Phase regulation enabling dense polymer-based composite electrolytes for solid-state lithium metal batteries.

Solid polymer electrolytes with large-scale processability and interfacial compatibility are promising candidates for solid-state lithium metal batteries. Among various systems, poly(vinylidene fluoride)-based polymer electrolytes with residual solvent are appealing for room-temperature battery operations. However, their porous structure and limited ionic conductivity hinder practical application.

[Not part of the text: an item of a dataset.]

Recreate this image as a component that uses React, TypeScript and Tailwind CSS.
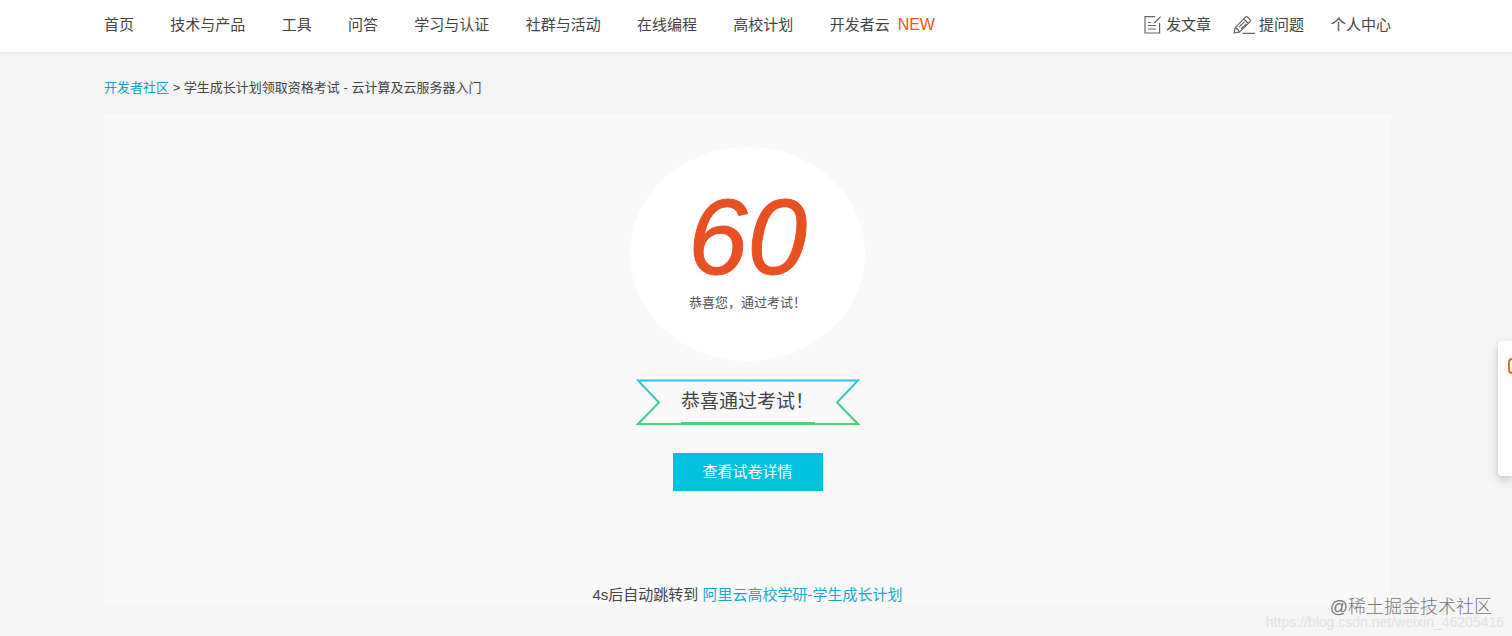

Herein, we propose a phase regulation strategy to disrupt the symmetry of poly(vinylidene fluoride) chains and obtain the dense composite electrolyte through the incorporation of MoSe 2 sheets. The electrolyte with high dielectric constant can optimize the solvation structures to achieve high ionic conductivity and low activation energy. The in-situ reactions between MoSe 2 and Li metal generate Li 2 Se fast conductor in solid electrolyte interphase, which improves the Coulombic efficiency and interfacial kinetics. The solid-state Li||Li cells achieve robust cycling at 1 mA cm -2 , and the Li||LiNi 0.8 Co 0.1 Mn 0.1 O 2 full cells show practical performance at high rate (3C), high loading (2.6 mAh cm -2 ) and in pouch cell.